▸ **Collected data**
————
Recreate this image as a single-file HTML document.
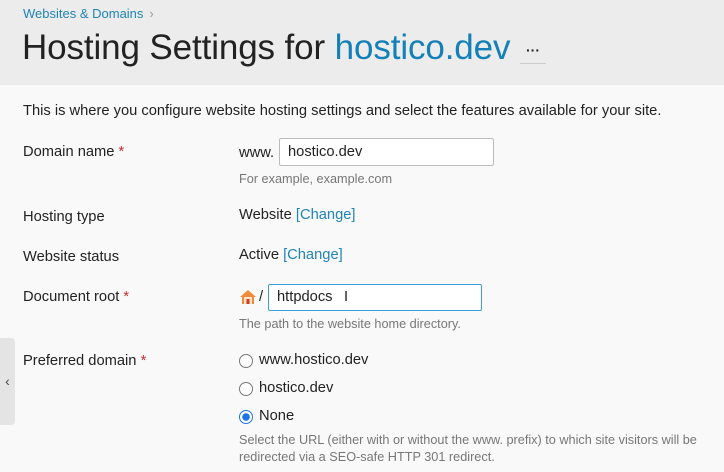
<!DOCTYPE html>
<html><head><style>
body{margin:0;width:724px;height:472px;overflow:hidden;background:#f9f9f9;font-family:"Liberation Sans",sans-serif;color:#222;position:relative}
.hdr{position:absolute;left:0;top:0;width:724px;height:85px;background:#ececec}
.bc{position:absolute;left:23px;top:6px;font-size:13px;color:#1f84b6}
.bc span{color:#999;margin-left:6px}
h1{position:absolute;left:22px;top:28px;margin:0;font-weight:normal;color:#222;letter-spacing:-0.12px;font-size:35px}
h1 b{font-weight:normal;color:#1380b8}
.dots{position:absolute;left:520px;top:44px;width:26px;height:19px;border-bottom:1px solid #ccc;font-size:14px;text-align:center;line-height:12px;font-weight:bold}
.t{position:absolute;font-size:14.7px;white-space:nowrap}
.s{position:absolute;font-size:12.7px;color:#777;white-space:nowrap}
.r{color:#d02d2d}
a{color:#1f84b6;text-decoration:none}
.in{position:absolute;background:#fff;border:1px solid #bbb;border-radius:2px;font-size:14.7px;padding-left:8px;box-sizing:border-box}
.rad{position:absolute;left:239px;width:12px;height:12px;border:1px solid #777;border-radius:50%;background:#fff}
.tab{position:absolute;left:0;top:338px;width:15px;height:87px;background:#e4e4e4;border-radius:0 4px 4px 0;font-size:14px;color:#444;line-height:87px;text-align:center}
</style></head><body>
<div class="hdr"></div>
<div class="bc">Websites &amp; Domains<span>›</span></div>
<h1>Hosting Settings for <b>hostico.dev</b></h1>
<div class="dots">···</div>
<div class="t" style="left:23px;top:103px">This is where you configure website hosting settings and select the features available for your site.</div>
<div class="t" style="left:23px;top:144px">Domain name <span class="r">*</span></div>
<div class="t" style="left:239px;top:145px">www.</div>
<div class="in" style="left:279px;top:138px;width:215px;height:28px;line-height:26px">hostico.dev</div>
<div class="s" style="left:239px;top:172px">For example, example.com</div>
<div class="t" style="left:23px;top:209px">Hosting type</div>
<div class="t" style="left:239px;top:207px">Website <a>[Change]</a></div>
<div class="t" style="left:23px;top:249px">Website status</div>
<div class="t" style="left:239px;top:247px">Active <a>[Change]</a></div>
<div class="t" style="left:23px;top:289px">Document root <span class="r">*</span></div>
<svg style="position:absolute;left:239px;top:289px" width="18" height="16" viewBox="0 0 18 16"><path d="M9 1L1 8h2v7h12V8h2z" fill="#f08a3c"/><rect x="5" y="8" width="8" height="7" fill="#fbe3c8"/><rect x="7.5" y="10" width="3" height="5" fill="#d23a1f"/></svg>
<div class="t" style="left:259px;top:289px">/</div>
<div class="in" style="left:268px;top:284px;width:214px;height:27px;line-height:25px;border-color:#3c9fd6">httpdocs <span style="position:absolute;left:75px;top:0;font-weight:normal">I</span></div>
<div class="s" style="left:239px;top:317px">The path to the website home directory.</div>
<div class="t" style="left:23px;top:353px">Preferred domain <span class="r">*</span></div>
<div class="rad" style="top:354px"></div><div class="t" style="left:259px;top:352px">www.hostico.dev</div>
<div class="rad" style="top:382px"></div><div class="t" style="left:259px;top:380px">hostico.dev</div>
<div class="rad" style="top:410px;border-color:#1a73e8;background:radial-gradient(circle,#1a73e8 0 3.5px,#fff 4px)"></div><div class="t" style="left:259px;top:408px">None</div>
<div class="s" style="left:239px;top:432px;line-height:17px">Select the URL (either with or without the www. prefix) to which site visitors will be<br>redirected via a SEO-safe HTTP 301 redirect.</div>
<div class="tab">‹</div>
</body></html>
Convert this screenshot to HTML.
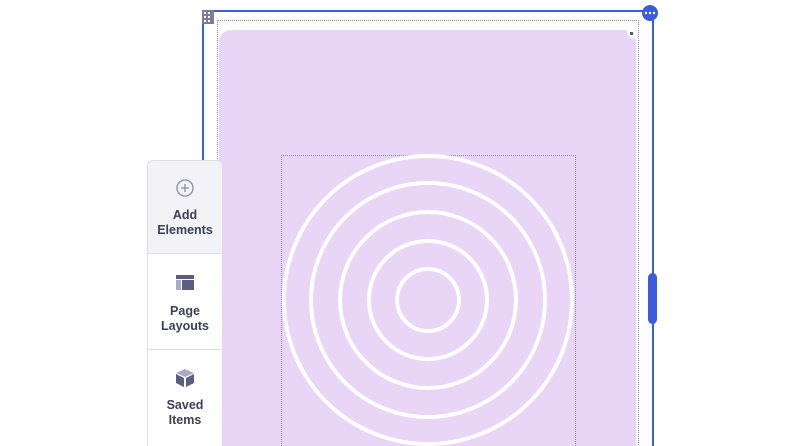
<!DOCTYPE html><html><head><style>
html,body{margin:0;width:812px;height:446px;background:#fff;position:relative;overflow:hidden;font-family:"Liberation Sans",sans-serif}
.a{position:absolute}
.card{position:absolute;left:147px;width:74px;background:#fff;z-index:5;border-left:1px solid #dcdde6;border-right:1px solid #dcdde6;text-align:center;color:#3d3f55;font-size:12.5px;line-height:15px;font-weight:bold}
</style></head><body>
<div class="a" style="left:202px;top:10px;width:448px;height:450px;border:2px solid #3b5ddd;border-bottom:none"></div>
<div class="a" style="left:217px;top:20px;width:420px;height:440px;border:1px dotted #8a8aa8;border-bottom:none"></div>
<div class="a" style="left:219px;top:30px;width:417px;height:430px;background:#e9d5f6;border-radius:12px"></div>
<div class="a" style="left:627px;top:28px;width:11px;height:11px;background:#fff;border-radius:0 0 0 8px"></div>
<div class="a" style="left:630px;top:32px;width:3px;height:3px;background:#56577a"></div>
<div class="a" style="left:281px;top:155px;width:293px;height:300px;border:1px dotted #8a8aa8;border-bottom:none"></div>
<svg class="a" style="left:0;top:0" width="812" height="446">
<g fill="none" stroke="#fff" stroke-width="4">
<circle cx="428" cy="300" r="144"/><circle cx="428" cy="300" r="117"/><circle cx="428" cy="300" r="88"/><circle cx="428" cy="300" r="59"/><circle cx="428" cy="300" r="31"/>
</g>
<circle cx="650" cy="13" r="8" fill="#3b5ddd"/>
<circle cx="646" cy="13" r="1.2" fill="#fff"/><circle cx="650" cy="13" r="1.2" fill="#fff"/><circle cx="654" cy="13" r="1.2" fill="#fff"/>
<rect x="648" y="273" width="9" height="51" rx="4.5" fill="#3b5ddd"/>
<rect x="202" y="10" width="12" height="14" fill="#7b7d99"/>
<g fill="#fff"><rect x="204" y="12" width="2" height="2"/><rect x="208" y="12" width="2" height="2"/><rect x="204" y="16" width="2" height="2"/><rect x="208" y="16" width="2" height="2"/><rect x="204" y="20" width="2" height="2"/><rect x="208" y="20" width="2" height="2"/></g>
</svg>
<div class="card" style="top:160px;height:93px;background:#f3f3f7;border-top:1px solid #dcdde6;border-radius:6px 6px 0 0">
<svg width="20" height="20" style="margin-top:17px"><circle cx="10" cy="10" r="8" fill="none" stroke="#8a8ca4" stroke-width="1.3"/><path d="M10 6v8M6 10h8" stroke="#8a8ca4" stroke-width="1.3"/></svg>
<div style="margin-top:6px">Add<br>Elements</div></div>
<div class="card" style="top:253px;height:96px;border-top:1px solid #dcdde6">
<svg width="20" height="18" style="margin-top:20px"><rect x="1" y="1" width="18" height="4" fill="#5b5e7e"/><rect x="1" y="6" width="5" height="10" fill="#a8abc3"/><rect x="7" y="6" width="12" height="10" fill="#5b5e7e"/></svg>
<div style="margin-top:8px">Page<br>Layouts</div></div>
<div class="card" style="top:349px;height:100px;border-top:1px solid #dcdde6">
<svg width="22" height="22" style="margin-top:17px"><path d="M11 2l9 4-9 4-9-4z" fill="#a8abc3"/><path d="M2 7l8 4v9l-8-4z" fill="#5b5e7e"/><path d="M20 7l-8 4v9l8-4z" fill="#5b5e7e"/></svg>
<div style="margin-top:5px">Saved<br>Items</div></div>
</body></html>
————
▸ **Exercise directions**
Without including any picture, retype the entries exactly.

▸ **The completed task**
Recreate this image as a single-file HTML document.
<!DOCTYPE html>
<html><head><style>
body{margin:0;width:724px;height:472px;overflow:hidden;background:#f9f9f9;font-family:"Liberation Sans",sans-serif;color:#222;position:relative}
.hdr{position:absolute;left:0;top:0;width:724px;height:85px;background:#ececec}
.bc{position:absolute;left:23px;top:6px;font-size:13px;color:#1f84b6}
.bc span{color:#999;margin-left:6px}
h1{position:absolute;left:22px;top:28px;margin:0;font-weight:normal;color:#222;letter-spacing:-0.12px;font-size:35px}
h1 b{font-weight:normal;color:#1380b8}
.dots{position:absolute;left:520px;top:44px;width:26px;height:19px;border-bottom:1px solid #ccc;font-size:14px;text-align:center;line-height:12px;font-weight:bold}
.t{position:absolute;font-size:14.7px;white-space:nowrap}
.s{position:absolute;font-size:12.7px;color:#777;white-space:nowrap}
.r{color:#d02d2d}
a{color:#1f84b6;text-decoration:none}
.in{position:absolute;background:#fff;border:1px solid #bbb;border-radius:2px;font-size:14.7px;padding-left:8px;box-sizing:border-box}
.rad{position:absolute;left:239px;width:12px;height:12px;border:1px solid #777;border-radius:50%;background:#fff}
.tab{position:absolute;left:0;top:338px;width:15px;height:87px;background:#e4e4e4;border-radius:0 4px 4px 0;font-size:14px;color:#444;line-height:87px;text-align:center}
</style></head><body>
<div class="hdr"></div>
<div class="bc">Websites &amp; Domains<span>›</span></div>
<h1>Hosting Settings for <b>hostico.dev</b></h1>
<div class="dots">···</div>
<div class="t" style="left:23px;top:103px">This is where you configure website hosting settings and select the features available for your site.</div>
<div class="t" style="left:23px;top:144px">Domain name <span class="r">*</span></div>
<div class="t" style="left:239px;top:145px">www.</div>
<div class="in" style="left:279px;top:138px;width:215px;height:28px;line-height:26px">hostico.dev</div>
<div class="s" style="left:239px;top:172px">For example, example.com</div>
<div class="t" style="left:23px;top:209px">Hosting type</div>
<div class="t" style="left:239px;top:207px">Website <a>[Change]</a></div>
<div class="t" style="left:23px;top:249px">Website status</div>
<div class="t" style="left:239px;top:247px">Active <a>[Change]</a></div>
<div class="t" style="left:23px;top:289px">Document root <span class="r">*</span></div>
<svg style="position:absolute;left:239px;top:289px" width="18" height="16" viewBox="0 0 18 16"><path d="M9 1L1 8h2v7h12V8h2z" fill="#f08a3c"/><rect x="5" y="8" width="8" height="7" fill="#fbe3c8"/><rect x="7.5" y="10" width="3" height="5" fill="#d23a1f"/></svg>
<div class="t" style="left:259px;top:289px">/</div>
<div class="in" style="left:268px;top:284px;width:214px;height:27px;line-height:25px;border-color:#3c9fd6">httpdocs <span style="position:absolute;left:75px;top:0;font-weight:normal">I</span></div>
<div class="s" style="left:239px;top:317px">The path to the website home directory.</div>
<div class="t" style="left:23px;top:353px">Preferred domain <span class="r">*</span></div>
<div class="rad" style="top:354px"></div><div class="t" style="left:259px;top:352px">www.hostico.dev</div>
<div class="rad" style="top:382px"></div><div class="t" style="left:259px;top:380px">hostico.dev</div>
<div class="rad" style="top:410px;border-color:#1a73e8;background:radial-gradient(circle,#1a73e8 0 3.5px,#fff 4px)"></div><div class="t" style="left:259px;top:408px">None</div>
<div class="s" style="left:239px;top:432px;line-height:17px">Select the URL (either with or without the www. prefix) to which site visitors will be<br>redirected via a SEO-safe HTTP 301 redirect.</div>
<div class="tab">‹</div>
</body></html>
Convert this screenshot to HTML.
<!DOCTYPE html><html><head><style>
html,body{margin:0;width:812px;height:446px;background:#fff;position:relative;overflow:hidden;font-family:"Liberation Sans",sans-serif}
.a{position:absolute}
.card{position:absolute;left:147px;width:74px;background:#fff;z-index:5;border-left:1px solid #dcdde6;border-right:1px solid #dcdde6;text-align:center;color:#3d3f55;font-size:12.5px;line-height:15px;font-weight:bold}
</style></head><body>
<div class="a" style="left:202px;top:10px;width:448px;height:450px;border:2px solid #3b5ddd;border-bottom:none"></div>
<div class="a" style="left:217px;top:20px;width:420px;height:440px;border:1px dotted #8a8aa8;border-bottom:none"></div>
<div class="a" style="left:219px;top:30px;width:417px;height:430px;background:#e9d5f6;border-radius:12px"></div>
<div class="a" style="left:627px;top:28px;width:11px;height:11px;background:#fff;border-radius:0 0 0 8px"></div>
<div class="a" style="left:630px;top:32px;width:3px;height:3px;background:#56577a"></div>
<div class="a" style="left:281px;top:155px;width:293px;height:300px;border:1px dotted #8a8aa8;border-bottom:none"></div>
<svg class="a" style="left:0;top:0" width="812" height="446">
<g fill="none" stroke="#fff" stroke-width="4">
<circle cx="428" cy="300" r="144"/><circle cx="428" cy="300" r="117"/><circle cx="428" cy="300" r="88"/><circle cx="428" cy="300" r="59"/><circle cx="428" cy="300" r="31"/>
</g>
<circle cx="650" cy="13" r="8" fill="#3b5ddd"/>
<circle cx="646" cy="13" r="1.2" fill="#fff"/><circle cx="650" cy="13" r="1.2" fill="#fff"/><circle cx="654" cy="13" r="1.2" fill="#fff"/>
<rect x="648" y="273" width="9" height="51" rx="4.5" fill="#3b5ddd"/>
<rect x="202" y="10" width="12" height="14" fill="#7b7d99"/>
<g fill="#fff"><rect x="204" y="12" width="2" height="2"/><rect x="208" y="12" width="2" height="2"/><rect x="204" y="16" width="2" height="2"/><rect x="208" y="16" width="2" height="2"/><rect x="204" y="20" width="2" height="2"/><rect x="208" y="20" width="2" height="2"/></g>
</svg>
<div class="card" style="top:160px;height:93px;background:#f3f3f7;border-top:1px solid #dcdde6;border-radius:6px 6px 0 0">
<svg width="20" height="20" style="margin-top:17px"><circle cx="10" cy="10" r="8" fill="none" stroke="#8a8ca4" stroke-width="1.3"/><path d="M10 6v8M6 10h8" stroke="#8a8ca4" stroke-width="1.3"/></svg>
<div style="margin-top:6px">Add<br>Elements</div></div>
<div class="card" style="top:253px;height:96px;border-top:1px solid #dcdde6">
<svg width="20" height="18" style="margin-top:20px"><rect x="1" y="1" width="18" height="4" fill="#5b5e7e"/><rect x="1" y="6" width="5" height="10" fill="#a8abc3"/><rect x="7" y="6" width="12" height="10" fill="#5b5e7e"/></svg>
<div style="margin-top:8px">Page<br>Layouts</div></div>
<div class="card" style="top:349px;height:100px;border-top:1px solid #dcdde6">
<svg width="22" height="22" style="margin-top:17px"><path d="M11 2l9 4-9 4-9-4z" fill="#a8abc3"/><path d="M2 7l8 4v9l-8-4z" fill="#5b5e7e"/><path d="M20 7l-8 4v9l8-4z" fill="#5b5e7e"/></svg>
<div style="margin-top:5px">Saved<br>Items</div></div>
</body></html>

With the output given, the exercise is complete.